Last night the Republicans held a gala dinner to mark Ronald Reagan's 83rd birthday. The main speaker was, inevitably, Baroness Thatcher.
On Monday, almost as the Sinn Fein leader was arriving in New York, Chancellor Helmut Kohl of Germany took President Bill Clinton for a jovial - by most accounts Rabelaisian - lunch at his favourite Italian restaurant in Georgetown.
Such, in cameo, are the misty-eyed past and hardnosed present reality of the tiresomely named 'special relationship' between London and Washington after an especially bruising week.
For all its cultural and institutional aspects (not least exceedingly close co-operation on matters of intelligence), its political 'specialness' has always depended on the personal chemistry between the president and prime minister of the day. Mr Reagan and Lady Thatcher were one thing; as Mr Clinton's choice of luncheon partner shows, his meagre rapport with John Major is quite another.

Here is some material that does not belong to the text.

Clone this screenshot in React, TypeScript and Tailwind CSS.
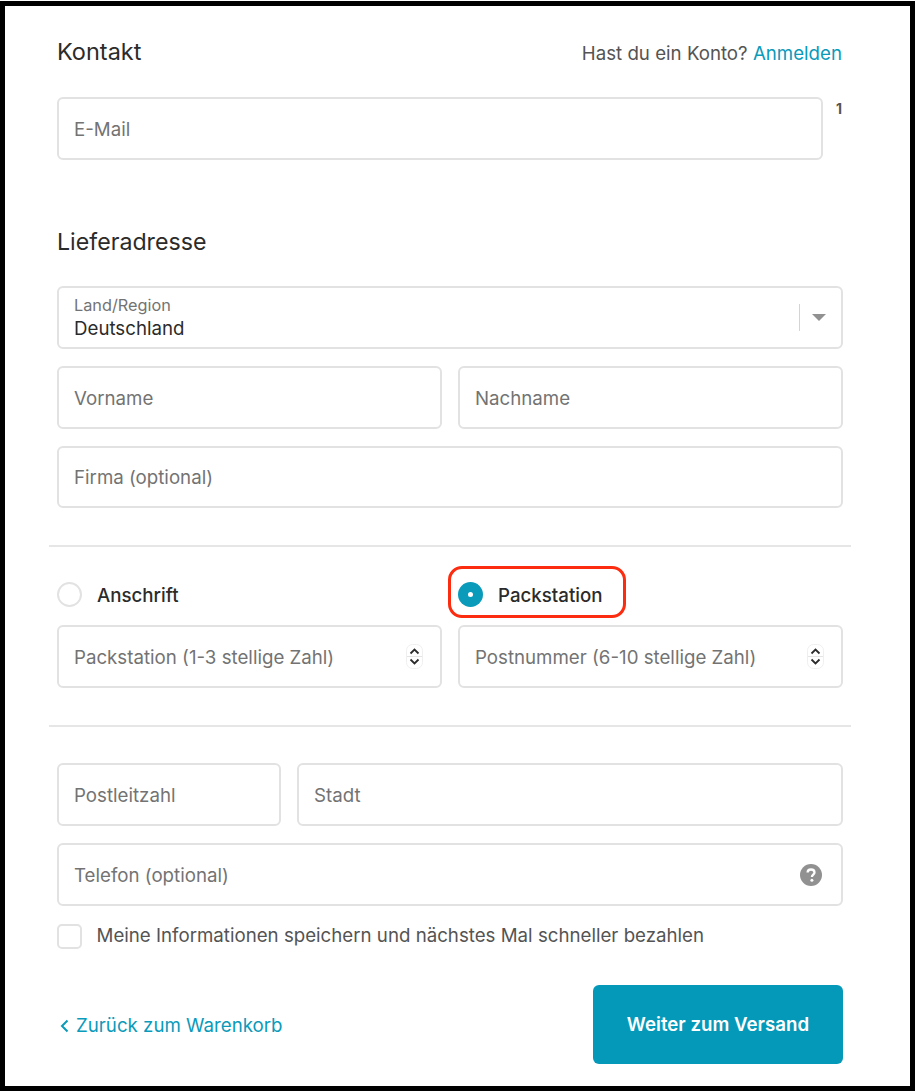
import React from "react";

const font = { fontFamily: "Inter, 'Liberation Sans', sans-serif" };

function Field({ label, className = "", children }: { label: string; className?: string; children?: React.ReactNode }) {
  return (
    <div className={`h-[62.5px] flex items-center justify-between rounded-[6px] border-2 border-[#e2e2e2] bg-white pl-[15px] pr-[17px] min-w-0 ${className}`}>
      <span className="text-[18.7px] text-[#737373] whitespace-nowrap pt-[3px]">{label}</span>
      {children}
    </div>
  );
}

function Spinner() {
  return (
    <svg width="17" height="25" viewBox="0 0 17 25" className="shrink-0">
      <rect x="0.5" y="0.5" width="16" height="24" rx="6" fill="#fff" stroke="#efefef" />
      <line x1="1" y1="12.5" x2="16" y2="12.5" stroke="#e4e4e4" />
      <path d="M4.5 9.5 L8.5 5.5 L12.5 9.5" fill="none" stroke="#2b2b2b" strokeWidth="1.8" />
      <path d="M4.5 15.5 L8.5 19.5 L12.5 15.5" fill="none" stroke="#2b2b2b" strokeWidth="1.8" />
    </svg>
  );
}

export default function App() {
  return (
    <div style={font} className="w-[916px] h-[1092px] bg-white pt-px">
      <div className="w-[915px] h-[1090px] border-[5px] border-black bg-white pl-[44px] pr-[59px]">
        <div className="px-[8px]">
          <div className="flex items-center justify-between h-[30px] mt-[31px]">
            <h2 className="text-[23.5px] text-[#2b2b2b] leading-[30px]">Kontakt</h2>
            <p className="text-[18.7px] text-[#545454] mt-[4px] mr-px">
              Hast du ein Konto? <span className="text-[#0a9aba]">Anmelden</span>
            </p>
          </div>

          <div className="flex mt-[30px]">
            <Field label="E-Mail" className="flex-1" />
            <div className="w-[20px] flex justify-end pt-[3px] pr-[1px] text-[14px] font-bold text-[#545454] leading-[18px]">1</div>
          </div>

          <h2 className="text-[23.2px] text-[#2b2b2b] leading-[30px] mt-[67.5px]">Lieferadresse</h2>

          <div className="mt-[29px] h-[63px] flex items-center justify-between rounded-[6px] border-2 border-[#e2e2e2] pl-[15px] pr-[15px]">
            <div className="flex flex-col">
              <span className="text-[16.3px] leading-[20px] text-[#737373]">Land/Region</span>
              <span className="text-[18.7px] leading-[24px] text-[#2b2b2b] mt-[2px]">Deutschland</span>
            </div>
            <div className="flex items-center">
              <div className="w-px h-[27px] bg-[#d4d4d4] mr-[12px]" />
              <svg width="14" height="7" viewBox="0 0 14 7"><path d="M0 0 H14 L7 7 Z" fill="#919191" /></svg>
            </div>
          </div>

          <div className="grid grid-cols-[384.5px_1fr] gap-[16.5px] mt-[17px]">
            <Field label="Vorname" />
            <Field label="Nachname" />
          </div>
          <Field label="Firma (optional)" className="mt-[17px]" />
        </div>

        <div className="h-[2px] bg-[#e6e6e6] mt-[37px]" />

        <div className="px-[8px]">
          <div className="grid grid-cols-[384.5px_1fr] gap-[16.5px] h-[78px] items-end pb-[15px]">
            <div className="flex items-center gap-[15px]">
              <div className="w-[25px] h-[25px] rounded-full border-2 border-[#e2e2e2]" />
              <span className="text-[18.7px] font-medium text-[#2b2b2b] pt-[2px]">Anschrift</span>
            </div>
            <div className="relative flex items-center gap-[15px]">
              <div className="w-[25px] h-[25px] rounded-full bg-[#0a9aba] flex items-center justify-center">
                <div className="w-[5px] h-[5px] rounded-full bg-white" />
              </div>
              <span className="text-[18.7px] font-medium text-[#2b2b2b] pt-[2px]">Packstation</span>
              <div className="absolute left-[-10px] top-[-14px] w-[178px] h-[52px] rounded-[14px] border-[3px] border-[#fb2c0f]" />
            </div>
          </div>
          <div className="grid grid-cols-[384.5px_1fr] gap-[16.5px]">
            <Field label="Packstation (1-3 stellige Zahl)"><Spinner /></Field>
            <Field label="Postnummer (6-10 stellige Zahl)"><Spinner /></Field>
          </div>
        </div>

        <div className="h-[2px] bg-[#e6e6e6] mt-[37px]" />

        <div className="px-[8px]">
          <div className="flex gap-[16px] mt-[36.5px]">
            <Field label="Postleitzahl" className="w-[224px] shrink-0" />
            <Field label="Stadt" className="flex-1" />
          </div>
          <Field label="Telefon (optional)" className="mt-[17.5px] !pr-[19px]">
            <svg width="22" height="22" viewBox="0 0 22 22" className="shrink-0 mt-[2px]">
              <circle cx="11" cy="11" r="11" fill="#919191" />
              <path d="M7.6 8.6 C7.6 6.6 9.1 5.5 11 5.5 C13 5.5 14.5 6.7 14.5 8.5 C14.5 10.6 11.9 10.7 11.9 13" fill="none" stroke="#fff" strokeWidth="2.3" />
              <circle cx="11.9" cy="16.2" r="1.5" fill="#fff" />
            </svg>
          </Field>

          <div className="flex items-center gap-[14.5px] mt-[16.5px]">
            <div className="w-[25px] h-[25px] rounded-[5px] border-2 border-[#e2e2e2]" />
            <span className="text-[18.7px] text-[#545454]">Meine Informationen speichern und nächstes Mal schneller bezahlen</span>
          </div>

          <div className="flex items-center justify-between mt-[35px]">
            <div className="flex items-center gap-[7px] text-[18.7px] text-[#0a9aba] pt-[2px]">
              <svg width="9" height="14" viewBox="0 0 9 14" className="ml-[3px]"><path d="M7.5 1.5 L2 7 L7.5 12.5" fill="none" stroke="#0a9aba" strokeWidth="2" /></svg>
              <span>Zurück zum Warenkorb</span>
            </div>
            <div className="w-[250px] h-[79px] rounded-[6px] bg-[#0599b9] flex items-center justify-center text-[18.7px] font-semibold text-white">
              Weiter zum Versand
            </div>
          </div>
        </div>
      </div>
    </div>
  );
}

With Mr Adams safely back in Belfast, the smoke of battle is lifting and normality returning. A State Department spokesman, as he must, dismisses as 'inaccurate' suggestions that the 'special relationship' is dead. In three weeks, Mr Major will be in Washington, doubtless to appear alongside Mr Clinton and pronounce that all is well between them. That, however, will not obscure the lessons of the past few days.
He may have gone to Oxford, but once again the President has shown he has no special leaning towards Britain. Among today's crop of European leaders, Mr Kohl provides the company he likes best. Germany, for both its approach to the domestic issues that fascinate Mr Clinton and because of its geostrategic position, is the European country that counts for him.
Mr Major, moreover, still carries the baggage of his party's alignment with the Bush campaign in 1992 - though White House officials deny any lingering desire to settle scores. Above all, however, the row over the Adams visa shows how domestic calculations can shape this President's foreign policy.
Mr Clinton may have honestly judged that letting the Sinn Fein leader into the United States might, on balance, give a nudge towards an Ulster settlement. But the President's decision to overrule his own State Department was quite simply dictated by the need to keep sweet the electorally important Irish- American community, and above all two powerful senators who could hold the fate of his health and welfare reform proposals in their hands.
Just conceivably, Lady Thatcher might have prevailed over Mr Reagan against comparable odds. Mr Major could not.
Measured by the furore in Britain, the Adams affair has had little political resonance here. Opinion has broadly split along ideological lines: the liberal and Democratic media has tended to back the President. Conservative commentators have mostly disagreed. But for this administration, Mr Adams is a less than cosmic issue. In US eyes, Bosnia is a greater irritant to relations with Britain than the IRA.
If Mr Clinton was 'punishing' Mr Major, he was doing so for London's brusque dismissal of last spring's US 'lift and strike' initiative, and for Britain's perceived 'ambush' of Mr Clinton with its support for France at the Nato summit last month.
This week the Foreign Secretary, Douglas Hurd, called for greater American 'involvement' in the peace process, a thinly coded reiteration of French demands that the US press the Muslims to accept a territorial settlement. The US Secretary of State, Warren Christopher, bluntly refused.
One day, the Adams rumpus will take its place in the history of the 'special relationship'. Mr Major and Mr Clinton are not the first imperfect pairing. Richard Nixon and Edward Heath did not hit it off; nor did Harold Wilson and Lyndon Johnson; nor Lady Thatcher and Jimmy Carter. President Eisenhower pulled the rug under Suez in 1956, but Britain leapt to the US side against Saddam Hussein. By comparison, the fuss over a single visa is small beer indeed.